Having worked with Nandan for long, I know that he is a stickler for good corporate governance. Now, we can all sleep better knowing that, under his leadership, the corporate governance standard practised by Infosys will be on par with the global best standard, Murthy said.

''In fact, based on Nandan's media interviews and the recent changes in the board, I believe that corrective actions have already begun. As explained earlier, it is this kind of corrective and decisive action that I was looking for in the detailed report. These actions are now being taken. Therefore, we can all move forward from here and look to the future. I wish Nandan the best of everything in his effort to bring back Acche Din to Infosys.

On protecting shareholder interests, Murthy said the board's main role is protecting the long-term interests of a corporate body. Businesses will always have ups and downs. Business decisions are sometimes taken as bold bets that may not pan out as expected. That is par for the course in any company.

However, when there is a cloud around how the organisation is being governed, we must speak up.
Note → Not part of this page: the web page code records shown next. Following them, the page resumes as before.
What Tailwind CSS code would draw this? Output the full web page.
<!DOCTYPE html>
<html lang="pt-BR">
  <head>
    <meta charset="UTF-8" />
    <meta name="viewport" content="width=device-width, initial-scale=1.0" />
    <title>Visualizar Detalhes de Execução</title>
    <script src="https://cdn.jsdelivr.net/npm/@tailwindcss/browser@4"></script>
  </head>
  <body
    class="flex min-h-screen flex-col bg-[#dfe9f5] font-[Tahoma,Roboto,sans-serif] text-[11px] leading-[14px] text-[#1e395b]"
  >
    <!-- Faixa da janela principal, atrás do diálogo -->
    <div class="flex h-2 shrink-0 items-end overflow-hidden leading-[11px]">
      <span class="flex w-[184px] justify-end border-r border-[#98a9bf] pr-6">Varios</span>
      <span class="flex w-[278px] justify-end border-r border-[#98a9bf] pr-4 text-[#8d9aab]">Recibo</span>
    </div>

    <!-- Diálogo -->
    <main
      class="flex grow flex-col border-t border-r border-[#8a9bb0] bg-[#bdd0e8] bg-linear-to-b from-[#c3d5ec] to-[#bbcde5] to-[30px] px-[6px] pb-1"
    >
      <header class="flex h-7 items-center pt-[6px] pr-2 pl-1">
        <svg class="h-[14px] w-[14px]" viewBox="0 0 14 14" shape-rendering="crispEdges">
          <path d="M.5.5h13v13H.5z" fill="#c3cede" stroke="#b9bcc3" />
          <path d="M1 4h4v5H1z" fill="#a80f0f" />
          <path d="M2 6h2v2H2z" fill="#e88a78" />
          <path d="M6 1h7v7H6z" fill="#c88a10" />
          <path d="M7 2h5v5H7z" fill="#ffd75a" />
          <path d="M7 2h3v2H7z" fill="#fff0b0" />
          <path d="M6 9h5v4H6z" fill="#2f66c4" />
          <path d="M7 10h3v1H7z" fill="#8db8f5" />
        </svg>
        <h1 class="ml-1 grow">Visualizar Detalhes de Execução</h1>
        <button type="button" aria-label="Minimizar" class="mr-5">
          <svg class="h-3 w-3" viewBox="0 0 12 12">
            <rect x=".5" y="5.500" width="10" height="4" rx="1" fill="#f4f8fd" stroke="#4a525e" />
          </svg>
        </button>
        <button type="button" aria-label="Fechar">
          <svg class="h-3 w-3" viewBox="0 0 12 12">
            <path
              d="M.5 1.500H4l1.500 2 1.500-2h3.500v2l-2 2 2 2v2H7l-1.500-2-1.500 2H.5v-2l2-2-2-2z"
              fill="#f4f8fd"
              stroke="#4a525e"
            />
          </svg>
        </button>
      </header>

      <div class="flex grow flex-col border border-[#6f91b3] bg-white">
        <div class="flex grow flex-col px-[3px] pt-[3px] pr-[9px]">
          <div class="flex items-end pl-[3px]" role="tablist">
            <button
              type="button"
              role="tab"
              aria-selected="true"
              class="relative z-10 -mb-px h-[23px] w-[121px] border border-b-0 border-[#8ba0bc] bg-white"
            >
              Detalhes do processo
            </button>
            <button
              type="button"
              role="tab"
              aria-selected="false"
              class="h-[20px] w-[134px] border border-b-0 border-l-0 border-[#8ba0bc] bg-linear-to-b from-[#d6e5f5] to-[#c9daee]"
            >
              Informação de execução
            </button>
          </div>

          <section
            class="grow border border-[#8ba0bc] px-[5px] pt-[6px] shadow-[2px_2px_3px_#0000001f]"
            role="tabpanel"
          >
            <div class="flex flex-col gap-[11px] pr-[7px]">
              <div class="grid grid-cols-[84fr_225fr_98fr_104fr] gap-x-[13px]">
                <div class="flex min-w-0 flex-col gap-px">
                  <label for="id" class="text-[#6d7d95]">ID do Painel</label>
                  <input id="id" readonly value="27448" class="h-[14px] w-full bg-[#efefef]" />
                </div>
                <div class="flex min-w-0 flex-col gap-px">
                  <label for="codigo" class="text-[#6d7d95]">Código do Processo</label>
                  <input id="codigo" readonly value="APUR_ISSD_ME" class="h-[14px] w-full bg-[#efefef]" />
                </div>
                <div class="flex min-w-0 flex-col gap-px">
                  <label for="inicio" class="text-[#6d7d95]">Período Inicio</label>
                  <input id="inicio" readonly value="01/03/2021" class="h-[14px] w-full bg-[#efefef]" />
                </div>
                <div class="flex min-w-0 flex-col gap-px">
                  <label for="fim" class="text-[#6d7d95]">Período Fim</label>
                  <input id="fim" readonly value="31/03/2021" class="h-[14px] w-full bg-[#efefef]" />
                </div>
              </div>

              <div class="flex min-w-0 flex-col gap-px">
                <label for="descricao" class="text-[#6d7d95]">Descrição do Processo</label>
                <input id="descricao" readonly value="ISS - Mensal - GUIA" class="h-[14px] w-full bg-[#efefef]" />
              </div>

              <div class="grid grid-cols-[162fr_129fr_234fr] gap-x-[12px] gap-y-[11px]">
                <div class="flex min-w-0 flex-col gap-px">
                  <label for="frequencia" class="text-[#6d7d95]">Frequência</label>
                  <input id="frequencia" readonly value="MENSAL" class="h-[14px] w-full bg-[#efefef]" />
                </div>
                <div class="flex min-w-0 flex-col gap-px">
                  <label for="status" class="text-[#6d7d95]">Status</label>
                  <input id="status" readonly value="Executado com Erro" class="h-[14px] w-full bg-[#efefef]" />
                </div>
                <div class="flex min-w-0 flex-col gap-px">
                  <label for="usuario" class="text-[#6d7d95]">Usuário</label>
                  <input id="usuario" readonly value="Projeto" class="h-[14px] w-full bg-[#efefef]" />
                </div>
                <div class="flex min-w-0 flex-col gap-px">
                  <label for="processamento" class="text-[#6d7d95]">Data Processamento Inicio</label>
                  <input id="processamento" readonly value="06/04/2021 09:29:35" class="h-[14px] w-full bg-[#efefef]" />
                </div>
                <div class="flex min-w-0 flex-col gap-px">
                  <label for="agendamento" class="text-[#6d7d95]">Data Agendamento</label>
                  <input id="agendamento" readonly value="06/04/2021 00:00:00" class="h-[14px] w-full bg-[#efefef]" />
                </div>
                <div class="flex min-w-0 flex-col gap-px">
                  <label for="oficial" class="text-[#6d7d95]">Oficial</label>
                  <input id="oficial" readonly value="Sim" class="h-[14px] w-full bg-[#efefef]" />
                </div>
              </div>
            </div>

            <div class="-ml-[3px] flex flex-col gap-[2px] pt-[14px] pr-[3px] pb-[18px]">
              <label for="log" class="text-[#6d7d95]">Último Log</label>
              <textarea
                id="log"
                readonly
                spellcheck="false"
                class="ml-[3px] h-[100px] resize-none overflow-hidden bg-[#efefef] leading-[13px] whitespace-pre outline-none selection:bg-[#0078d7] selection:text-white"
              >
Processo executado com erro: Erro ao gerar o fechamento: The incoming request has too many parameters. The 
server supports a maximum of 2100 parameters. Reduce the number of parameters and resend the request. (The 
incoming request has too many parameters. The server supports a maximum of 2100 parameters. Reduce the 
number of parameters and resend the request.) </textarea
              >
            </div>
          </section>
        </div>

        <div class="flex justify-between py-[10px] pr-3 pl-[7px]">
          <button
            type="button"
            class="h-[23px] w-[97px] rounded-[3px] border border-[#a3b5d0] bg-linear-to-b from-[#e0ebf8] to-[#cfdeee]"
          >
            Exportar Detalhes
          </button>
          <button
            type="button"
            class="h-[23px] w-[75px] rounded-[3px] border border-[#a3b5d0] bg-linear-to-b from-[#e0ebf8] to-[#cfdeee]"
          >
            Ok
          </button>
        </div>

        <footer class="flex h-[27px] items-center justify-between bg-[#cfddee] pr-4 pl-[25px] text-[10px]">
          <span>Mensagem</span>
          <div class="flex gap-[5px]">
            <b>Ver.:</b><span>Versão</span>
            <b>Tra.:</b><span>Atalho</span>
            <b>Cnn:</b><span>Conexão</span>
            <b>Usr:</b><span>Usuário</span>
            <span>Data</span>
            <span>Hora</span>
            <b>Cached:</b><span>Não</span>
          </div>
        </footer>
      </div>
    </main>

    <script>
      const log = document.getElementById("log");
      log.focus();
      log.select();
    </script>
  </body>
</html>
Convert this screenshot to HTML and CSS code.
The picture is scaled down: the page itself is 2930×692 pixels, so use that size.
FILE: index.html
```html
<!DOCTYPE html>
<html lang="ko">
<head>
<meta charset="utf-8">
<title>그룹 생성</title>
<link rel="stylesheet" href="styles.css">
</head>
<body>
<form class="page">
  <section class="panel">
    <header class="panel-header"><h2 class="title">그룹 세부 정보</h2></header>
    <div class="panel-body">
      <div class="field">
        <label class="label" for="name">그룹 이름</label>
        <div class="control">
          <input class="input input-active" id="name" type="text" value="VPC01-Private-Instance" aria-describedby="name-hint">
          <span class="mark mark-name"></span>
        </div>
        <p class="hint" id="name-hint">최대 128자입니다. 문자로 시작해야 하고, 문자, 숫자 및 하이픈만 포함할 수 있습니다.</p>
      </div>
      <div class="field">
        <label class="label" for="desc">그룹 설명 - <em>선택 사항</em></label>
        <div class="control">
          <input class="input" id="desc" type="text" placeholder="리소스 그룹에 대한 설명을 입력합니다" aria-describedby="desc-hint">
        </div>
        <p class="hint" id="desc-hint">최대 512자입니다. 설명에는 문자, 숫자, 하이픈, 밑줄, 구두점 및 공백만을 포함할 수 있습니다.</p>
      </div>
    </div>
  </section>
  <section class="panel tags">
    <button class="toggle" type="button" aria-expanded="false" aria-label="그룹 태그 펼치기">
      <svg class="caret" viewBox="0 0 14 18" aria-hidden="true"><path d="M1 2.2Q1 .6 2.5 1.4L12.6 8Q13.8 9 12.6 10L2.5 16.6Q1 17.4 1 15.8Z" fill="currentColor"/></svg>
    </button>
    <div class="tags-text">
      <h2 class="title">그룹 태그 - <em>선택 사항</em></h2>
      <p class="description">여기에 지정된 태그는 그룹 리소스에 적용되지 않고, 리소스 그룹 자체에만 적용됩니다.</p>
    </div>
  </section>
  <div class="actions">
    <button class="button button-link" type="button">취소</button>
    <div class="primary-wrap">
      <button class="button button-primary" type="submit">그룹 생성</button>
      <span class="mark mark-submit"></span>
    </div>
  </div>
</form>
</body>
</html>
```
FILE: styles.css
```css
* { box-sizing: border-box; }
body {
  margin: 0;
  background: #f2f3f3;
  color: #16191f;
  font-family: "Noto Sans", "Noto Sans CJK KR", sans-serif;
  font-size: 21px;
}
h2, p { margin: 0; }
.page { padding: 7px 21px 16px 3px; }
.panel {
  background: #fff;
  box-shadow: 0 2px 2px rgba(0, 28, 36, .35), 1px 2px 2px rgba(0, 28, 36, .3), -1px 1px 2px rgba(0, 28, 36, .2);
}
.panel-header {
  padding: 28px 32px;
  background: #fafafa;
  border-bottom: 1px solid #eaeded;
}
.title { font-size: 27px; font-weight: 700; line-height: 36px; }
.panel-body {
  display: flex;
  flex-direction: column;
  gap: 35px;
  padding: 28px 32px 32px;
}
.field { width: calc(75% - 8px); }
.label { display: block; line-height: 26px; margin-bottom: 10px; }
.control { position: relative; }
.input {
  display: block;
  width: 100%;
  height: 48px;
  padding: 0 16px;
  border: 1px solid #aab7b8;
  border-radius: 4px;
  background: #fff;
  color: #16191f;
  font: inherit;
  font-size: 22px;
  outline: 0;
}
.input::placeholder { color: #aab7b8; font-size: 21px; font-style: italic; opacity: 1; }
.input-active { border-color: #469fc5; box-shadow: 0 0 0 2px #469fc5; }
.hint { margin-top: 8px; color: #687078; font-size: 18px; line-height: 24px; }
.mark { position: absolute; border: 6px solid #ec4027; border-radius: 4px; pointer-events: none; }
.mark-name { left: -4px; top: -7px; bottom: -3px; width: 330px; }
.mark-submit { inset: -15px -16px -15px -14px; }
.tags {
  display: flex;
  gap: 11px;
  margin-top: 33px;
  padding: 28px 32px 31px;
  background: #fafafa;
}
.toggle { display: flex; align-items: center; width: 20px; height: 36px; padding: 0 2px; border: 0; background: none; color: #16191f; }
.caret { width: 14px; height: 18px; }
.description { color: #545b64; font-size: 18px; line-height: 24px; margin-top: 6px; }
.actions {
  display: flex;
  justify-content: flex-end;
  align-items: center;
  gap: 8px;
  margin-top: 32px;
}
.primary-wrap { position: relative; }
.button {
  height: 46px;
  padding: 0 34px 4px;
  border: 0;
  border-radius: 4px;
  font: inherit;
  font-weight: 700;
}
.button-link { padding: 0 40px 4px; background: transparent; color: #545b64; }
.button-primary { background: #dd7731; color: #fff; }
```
This is the key ingredient to keep an institution healthy in the long-run and hold it accountable to all stakeholders. I will not be here forever but I do hope that all of you, shareholders, will speak up, question, and protect this institution.

''Folks, it is not lost on me that the choice I have faced was to keep quiet, not raise these questions, and let the company suffer OR to stand up and ask questions. While keeping quiet may make me seem gentle and "good", it had the potential to mortally wound the company in the long-term. Therefore, I chose to speak up and question because, like every one of you on this call, I wish to see this company flourish as an institution.

''In the final analysis, whatever I have stood for is in the interest of Infosys and the idea that it stands for - that any group of well-meaning people when powered by intellect and driven by values can build a globally respected company with the highest level of corporate governance in India. I am reminded of what John F. Kennedy said, " A man may die, nations may rise and fall, but an idea lives on."